Wartainspirasi.com, Jakarta – Bayu Purnomo Saputra, seorang praktisi hukum dari kantor Advokat & Mediator BPS And Partners Provinsi Bengkulu, menyatakan bahwa pemerintah belum menunjukkan langkah maksimal dalam mengatasi persoalan mafia tanah di Indonesia.
Menurutnya, masih banyak kasus penyerobotan tanah yang diduga melibatkan rekayasa dokumen seperti Surat Keterangan Tanah (SKT) dan transaksi jual beli yang bermasalah.
Masalah tersebut sering kali dialihkan ke ranah perdata alih-alih hukum pidana, yang membuat penanganan kasus menjadi rumit jika sistem peradilan tidak berpihak pada pihak yang terdzolimi.
Bayu juga menyoroti modus operandi mafia tanah yang mencakup pemalsuan dokumen, pendudukan ilegal, rekayasa perkara, dan kolusi.
Hal ini menunjukkan perlunya tindakan tegas dari pemerintah untuk memberantas praktik mafia tanah.
Salah satu contoh kasus yang mencuat adalah sengketa tanah di Tangerang. Kasus ini sudah berlangsung selama delapan tahun tanpa kepastian hukum bagi ahli waris yang memiliki Sertifikat Hak Milik (SHM) sejak 1969.

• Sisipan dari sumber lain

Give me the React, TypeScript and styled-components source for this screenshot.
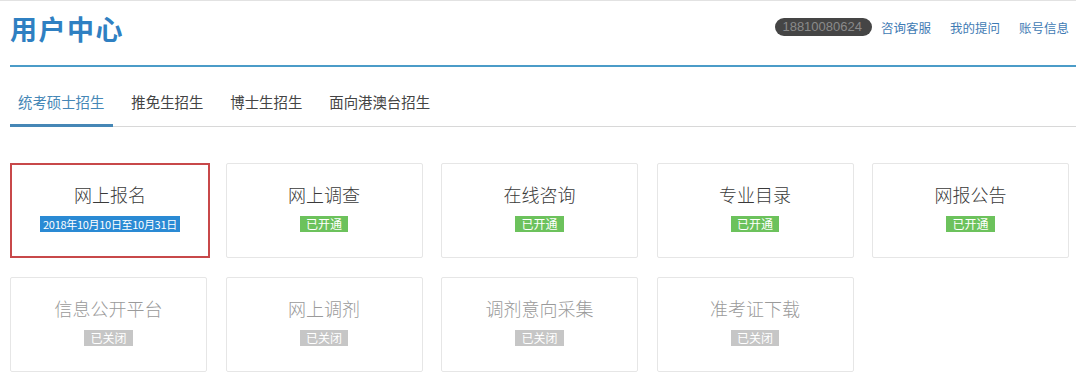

Pada tahun 2006, muncul SHM baru yang tumpang tindih dengan tanah ahli waris, dan sejak itu tanah mereka telah diserobot. Meskipun telah berupaya hukum sejak 2016, kasus ini belum menemukan solusi.
Kuasa hukum ahli waris, Tawakal Law Firm, mengajukan tuntutan agar SHM yang diterbitkan pada tahun 2007 dibatalkan karena diduga melibatkan pemalsuan akta otentik.
Mereka juga mendesak agar kepala kantor pertanahan Tangerang melaporkan hasil investigasi sesuai surat jawaban terbaru. Saat ini, upaya hukum masih berjalan di Pengadilan Negeri Tangerang.
Bayu Purnomo Saputra menekankan perlunya keterlibatan aktif dari pemerintah, khususnya Menteri ATR/BPN dan Kapolri, untuk memonitor dan menyelesaikan kasus-kasus seperti ini.
Ia menegaskan bahwa pemerintah dan aparat penegak hukum harus tegas dalam memberantas mafia tanah untuk memastikan keamanan dan keadilan bagi masyarakat.